Antoine II fut le dernier des Gramont qui ait fait de Bidache sa résidence habituelle. Avec son fils, Antoine III, comte de Guiche, puis pair et maréchal de France (1641), la famille connut l'apogée de sa fortune. C'était le type accompli du grand seigneur de cette époque raffinée et il sut devenir l'homme de confiance du roi Louis XIV qui le chargea de plusieurs missions à l'étranger et notamment, en 1659, de l'ambassade à Madrid pour demander au roi Philippe IV la main de sa fille, l'infante Marie-Thérèse. Aussi passa-t-il presque tout son temps à Paris et n'habita-t-il son château de Bidache que pendant les dernières années de sa vie.
ANTOINE III DE GRAMONT DUC DE GRAMONT |
Au XVIIe siècle les biens des Gramont étaient considérables. En plus de la seigneurie de Bidache, érigée en duché-pairie en 1643, la famille possédait huit châteaux en Béarn, Bigorre, Soule, pays d'Albret et Guienne. Les Gramont étaient gouverneurs héréditaires de Bayonne, du Labourd et de la Soule, vice-rois de Béarn et lieutenants-généraux du roi dans les pays circonvoisins.
Leur résidence, dont il sera question un peu plus loin, était princière. Du reste Bidache était une localité beaucoup plus importante que de nos jours et on y trouvait une réduction de toutes les administrations nécessaires au fonctionnement d'un état indépendant : un tribunal, des agents collecteurs d'impôts, une collégiale, des casernes pour les bandes gramontoises, troupes à la solde du duc qui dépassaient quelquefois mille hommes, etc... Enfin, les Gramont étaient souverains dans leur seigneurie et bien qu'il ne fut pas possible de dire quelle était son origine, cette souveraineté fut reconnue par tous les rois jusqu'à la Révolution.
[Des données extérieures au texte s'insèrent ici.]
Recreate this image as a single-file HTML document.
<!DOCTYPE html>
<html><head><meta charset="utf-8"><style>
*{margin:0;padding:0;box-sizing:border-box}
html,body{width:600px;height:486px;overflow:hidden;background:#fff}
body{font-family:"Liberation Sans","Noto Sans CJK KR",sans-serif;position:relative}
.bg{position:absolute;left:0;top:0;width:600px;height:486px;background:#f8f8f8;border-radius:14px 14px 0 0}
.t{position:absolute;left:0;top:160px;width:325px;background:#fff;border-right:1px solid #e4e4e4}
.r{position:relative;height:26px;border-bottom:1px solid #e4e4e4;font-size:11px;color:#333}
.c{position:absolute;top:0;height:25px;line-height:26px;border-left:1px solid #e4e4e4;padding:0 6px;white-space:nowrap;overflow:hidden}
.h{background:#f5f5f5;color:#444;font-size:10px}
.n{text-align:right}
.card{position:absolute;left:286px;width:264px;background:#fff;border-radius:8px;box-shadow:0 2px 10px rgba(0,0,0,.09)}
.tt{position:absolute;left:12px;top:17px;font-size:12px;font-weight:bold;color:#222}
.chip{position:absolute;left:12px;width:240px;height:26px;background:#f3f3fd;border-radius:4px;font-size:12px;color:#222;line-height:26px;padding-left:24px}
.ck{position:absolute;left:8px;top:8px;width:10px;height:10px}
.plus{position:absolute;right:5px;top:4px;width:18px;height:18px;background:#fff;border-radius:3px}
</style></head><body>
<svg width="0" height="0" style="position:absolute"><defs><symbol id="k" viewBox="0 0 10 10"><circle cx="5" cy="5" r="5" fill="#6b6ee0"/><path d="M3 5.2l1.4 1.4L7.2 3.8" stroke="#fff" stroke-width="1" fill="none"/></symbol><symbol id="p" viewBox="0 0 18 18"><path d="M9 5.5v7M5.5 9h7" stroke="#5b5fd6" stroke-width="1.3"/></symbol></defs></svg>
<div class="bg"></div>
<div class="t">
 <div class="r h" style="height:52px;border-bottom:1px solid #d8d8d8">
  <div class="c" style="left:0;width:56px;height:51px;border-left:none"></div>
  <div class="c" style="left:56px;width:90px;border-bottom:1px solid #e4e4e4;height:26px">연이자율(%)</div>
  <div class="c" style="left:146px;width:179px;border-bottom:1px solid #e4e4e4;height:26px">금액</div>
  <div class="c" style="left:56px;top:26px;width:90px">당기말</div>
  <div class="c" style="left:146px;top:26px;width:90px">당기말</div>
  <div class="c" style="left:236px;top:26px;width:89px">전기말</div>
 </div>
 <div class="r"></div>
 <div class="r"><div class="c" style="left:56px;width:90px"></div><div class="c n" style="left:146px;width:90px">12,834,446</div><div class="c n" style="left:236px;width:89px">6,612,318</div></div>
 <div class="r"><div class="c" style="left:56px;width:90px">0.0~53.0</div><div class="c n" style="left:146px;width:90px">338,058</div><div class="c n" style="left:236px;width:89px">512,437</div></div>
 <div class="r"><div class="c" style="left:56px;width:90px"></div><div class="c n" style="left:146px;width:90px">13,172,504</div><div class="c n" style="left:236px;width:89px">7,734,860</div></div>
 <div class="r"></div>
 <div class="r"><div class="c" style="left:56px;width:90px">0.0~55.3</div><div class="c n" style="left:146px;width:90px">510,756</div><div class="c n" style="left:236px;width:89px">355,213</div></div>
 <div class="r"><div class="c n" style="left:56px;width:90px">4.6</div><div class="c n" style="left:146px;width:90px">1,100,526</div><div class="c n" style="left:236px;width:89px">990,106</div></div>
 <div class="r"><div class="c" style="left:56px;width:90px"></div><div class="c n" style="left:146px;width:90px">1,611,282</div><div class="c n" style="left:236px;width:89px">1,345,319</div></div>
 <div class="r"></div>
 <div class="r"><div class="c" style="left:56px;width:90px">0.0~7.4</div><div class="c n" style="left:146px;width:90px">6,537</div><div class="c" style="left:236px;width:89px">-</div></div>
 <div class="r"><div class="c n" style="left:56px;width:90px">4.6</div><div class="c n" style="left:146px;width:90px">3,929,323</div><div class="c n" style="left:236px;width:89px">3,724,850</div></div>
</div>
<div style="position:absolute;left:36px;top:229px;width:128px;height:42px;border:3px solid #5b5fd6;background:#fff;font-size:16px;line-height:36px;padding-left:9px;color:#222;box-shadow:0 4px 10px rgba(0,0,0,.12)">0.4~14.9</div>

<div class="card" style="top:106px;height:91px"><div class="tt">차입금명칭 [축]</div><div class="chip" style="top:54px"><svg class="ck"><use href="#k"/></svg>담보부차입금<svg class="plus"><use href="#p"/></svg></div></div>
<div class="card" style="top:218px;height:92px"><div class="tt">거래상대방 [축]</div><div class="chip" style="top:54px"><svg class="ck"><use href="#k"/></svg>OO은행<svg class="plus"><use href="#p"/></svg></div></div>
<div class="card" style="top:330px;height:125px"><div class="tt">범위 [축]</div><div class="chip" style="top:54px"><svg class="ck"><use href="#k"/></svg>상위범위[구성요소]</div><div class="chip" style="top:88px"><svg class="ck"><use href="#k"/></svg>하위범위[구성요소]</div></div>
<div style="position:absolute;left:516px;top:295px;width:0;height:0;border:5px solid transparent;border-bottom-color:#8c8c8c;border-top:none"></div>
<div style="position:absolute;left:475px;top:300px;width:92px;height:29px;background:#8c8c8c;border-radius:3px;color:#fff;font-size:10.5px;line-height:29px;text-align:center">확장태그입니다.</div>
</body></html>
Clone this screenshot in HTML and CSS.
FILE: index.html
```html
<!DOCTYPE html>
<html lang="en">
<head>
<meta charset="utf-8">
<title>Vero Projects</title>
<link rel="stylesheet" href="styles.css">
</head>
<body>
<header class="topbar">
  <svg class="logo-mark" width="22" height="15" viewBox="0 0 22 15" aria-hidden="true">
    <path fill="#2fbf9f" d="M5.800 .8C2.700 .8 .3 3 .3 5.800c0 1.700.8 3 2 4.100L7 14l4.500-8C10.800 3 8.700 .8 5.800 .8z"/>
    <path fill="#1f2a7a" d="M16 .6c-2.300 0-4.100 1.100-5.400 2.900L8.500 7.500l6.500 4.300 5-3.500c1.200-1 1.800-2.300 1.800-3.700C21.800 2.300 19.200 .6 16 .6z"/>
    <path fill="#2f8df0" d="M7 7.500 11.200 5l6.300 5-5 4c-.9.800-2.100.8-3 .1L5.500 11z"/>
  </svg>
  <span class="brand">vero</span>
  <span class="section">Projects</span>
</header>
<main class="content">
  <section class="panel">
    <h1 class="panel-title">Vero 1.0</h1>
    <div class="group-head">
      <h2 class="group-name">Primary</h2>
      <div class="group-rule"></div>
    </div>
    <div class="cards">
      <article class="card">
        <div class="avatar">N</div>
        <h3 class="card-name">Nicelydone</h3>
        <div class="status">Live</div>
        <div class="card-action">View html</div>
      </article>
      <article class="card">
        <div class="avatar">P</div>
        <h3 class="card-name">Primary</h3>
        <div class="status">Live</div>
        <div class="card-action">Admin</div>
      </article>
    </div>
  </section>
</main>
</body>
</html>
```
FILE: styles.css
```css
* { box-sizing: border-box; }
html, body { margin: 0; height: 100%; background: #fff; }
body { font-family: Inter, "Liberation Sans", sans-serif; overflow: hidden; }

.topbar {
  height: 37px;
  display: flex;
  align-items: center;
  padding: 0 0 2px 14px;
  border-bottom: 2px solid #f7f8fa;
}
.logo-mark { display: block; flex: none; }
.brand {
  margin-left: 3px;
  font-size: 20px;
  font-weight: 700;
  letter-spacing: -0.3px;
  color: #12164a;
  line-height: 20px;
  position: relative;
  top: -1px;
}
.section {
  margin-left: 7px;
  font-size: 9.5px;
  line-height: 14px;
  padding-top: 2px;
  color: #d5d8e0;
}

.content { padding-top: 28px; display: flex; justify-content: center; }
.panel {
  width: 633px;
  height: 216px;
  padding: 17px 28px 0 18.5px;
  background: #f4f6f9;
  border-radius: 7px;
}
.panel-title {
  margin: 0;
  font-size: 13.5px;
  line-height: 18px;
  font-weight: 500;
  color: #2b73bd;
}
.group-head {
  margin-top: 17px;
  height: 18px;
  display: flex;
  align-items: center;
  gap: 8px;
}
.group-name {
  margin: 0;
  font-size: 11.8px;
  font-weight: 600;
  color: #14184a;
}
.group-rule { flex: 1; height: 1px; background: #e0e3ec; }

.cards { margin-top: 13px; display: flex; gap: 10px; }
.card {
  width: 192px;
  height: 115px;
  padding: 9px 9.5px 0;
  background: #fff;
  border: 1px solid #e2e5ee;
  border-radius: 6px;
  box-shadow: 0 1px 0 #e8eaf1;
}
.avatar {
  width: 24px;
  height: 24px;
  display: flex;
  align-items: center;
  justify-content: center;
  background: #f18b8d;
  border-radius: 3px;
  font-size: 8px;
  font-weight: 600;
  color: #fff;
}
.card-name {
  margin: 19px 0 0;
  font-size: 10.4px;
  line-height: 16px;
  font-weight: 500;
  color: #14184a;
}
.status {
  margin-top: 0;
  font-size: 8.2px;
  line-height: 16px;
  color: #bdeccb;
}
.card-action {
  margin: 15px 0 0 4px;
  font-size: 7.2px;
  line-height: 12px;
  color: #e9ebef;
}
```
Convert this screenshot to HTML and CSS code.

Les descendants d'Antoine III ne vinrent que très rarement à Bidache. Son fils, le comte de Guiche, connu surtout par ses aventures galantes, y séjourna quelque temps, sur l'ordre de Louis XIV, pour l'éloigner de Madame qu'il compromettait par ses assiduités.
Les Gramont qui se succédèrent pendant le XVIIIe siècle y vinrent de moins en moins, retenus qu'ils étaient auprès du roi par les fonctions qu'ils avaient à la cour et à l'armée, en particulier la charge héréditaire de colonel des Gardes Françaises.
A la Révolution le duc et son fils émigrèrent ; mais le second revint sous l'Empire et prit du service dans les armées de Napoléon ; il fit la campagne de Russie. Très affaibli par la désastreuse retraite de 1812, il se fit mettre en invalidité et se retira à Bidache.
Antoine X, après avoir été à l'Ecole Polytechnique, entra dans la diplomatie, représenta la France à la cour électorale de Hesse, en Sardaigne, puis en 1860 auprès de l'empereur d'Autriche. Revenu en France, il était ministre des Affaires Etrangères lorsqu'éclata la guerre avec l'Allemagne, en 1870. Ce fut le dernier qui ait joué un rôle politique.
ANTOINE ALFRED AGENOR DE GRAMONT |
La famille est actuellement représentée par le duc Armand de Gramont, petit-fils du précédent. Physicien de grande valeur, qui s'est fait un nom dans le monde scientifique par ses travaux sur l'optique et l'aérodynamique du plan ainsi que par la création de l'Institut d'Optique Théorique et Appliquée. Il est membre de l'Académie des Sciences depuis le mois de Février 1931.